The demand for labour is strongly influenced by economic activity and therefore varies over the course of the business cycle. The demand for specific types of labour will also vary with structural change within the economy. For example, there may be a decrease in demand for workers who have the skills required for declining industries, and an increase in demand for those people with the skills needed in newer types of occupations.

Factors which affect the supply of labour also influence the indicators. Factors which influence the supply of labour include: population growth and immigration; the willingness of people to work; policies that affect levels of remuneration from work vis-a-vis income from the social security system (e.g. minimum wage, taxation and income support policies); attitudes to combining work and family responsibilities; early retirement; and participation in education and training.

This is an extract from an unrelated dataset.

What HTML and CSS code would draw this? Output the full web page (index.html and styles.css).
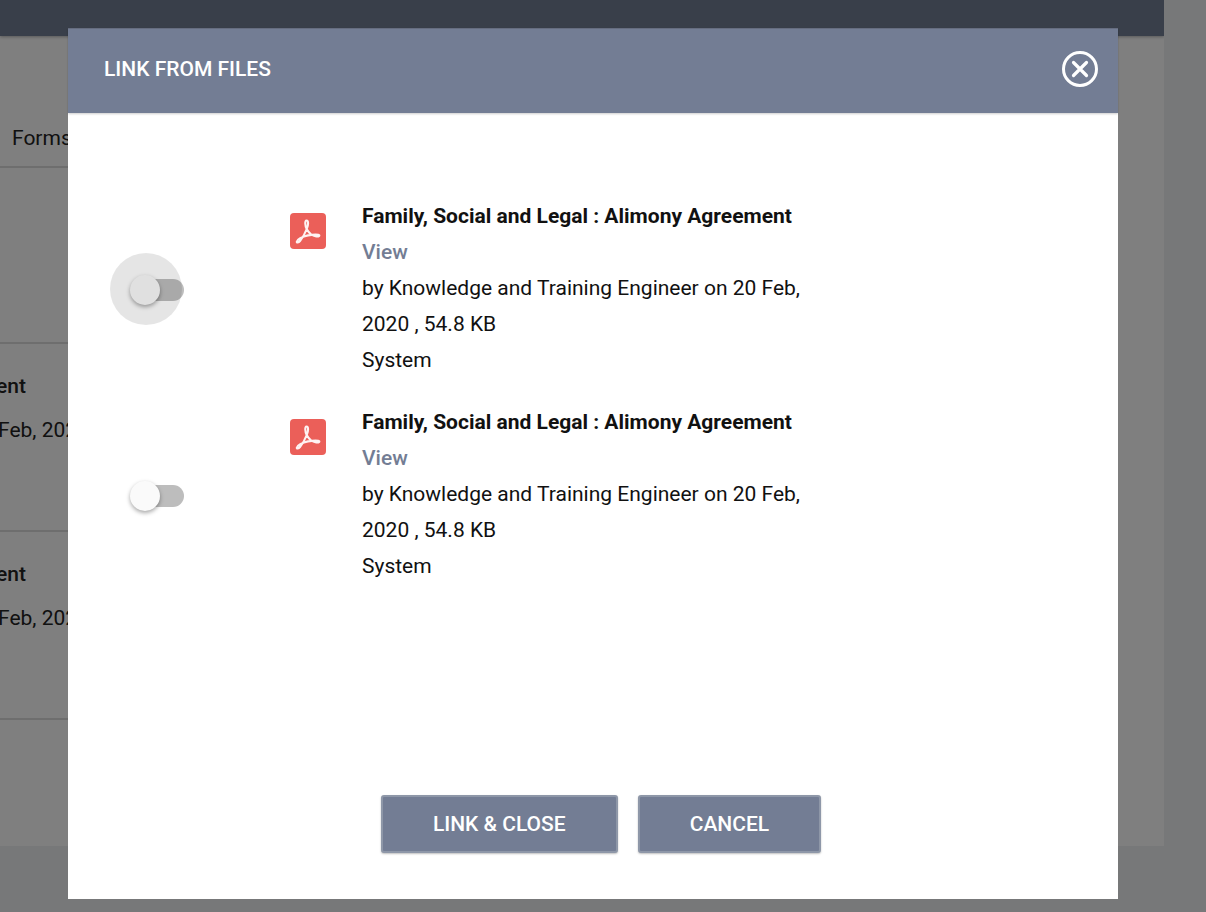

LINKS TO OTHER DIMENSIONS OF PROGRESS

Work, and the economic and social benefits that flow from it, are important to the wellbeing of individuals and the broader community. The underutilisation of labour resources is a lost opportunity for producing goods and services, and income support and other services provided to assist the unemployed use government funds which could be used in other ways.

There are links between work or a lack of work and other aspects of progress. For example, studies generally suggest that unemployment is associated with crime, with poorer health, and with higher risks of poverty and lower levels of social attachment. (SEE FOOTNOTE 1) These associations tend to be stronger for those unemployed for longer periods of time. Reducing levels of unemployment may help to reduce the extent of these associated problems.

See also the commentaries National income, Education and training, Crime, Economic disadvantage and inequality, Social attachment, and Health.


FOOTNOTES

1 Borland, J. and Kennedy, S. 1998, "Dimensions, Structure and History of Australian Unemployment", in Borland, J. and Debelle, G. (eds), Unemployment and the Australian Labour Market, Proceedings of a Conference, Reserve Bank of Australia and Australian National University, Canberra.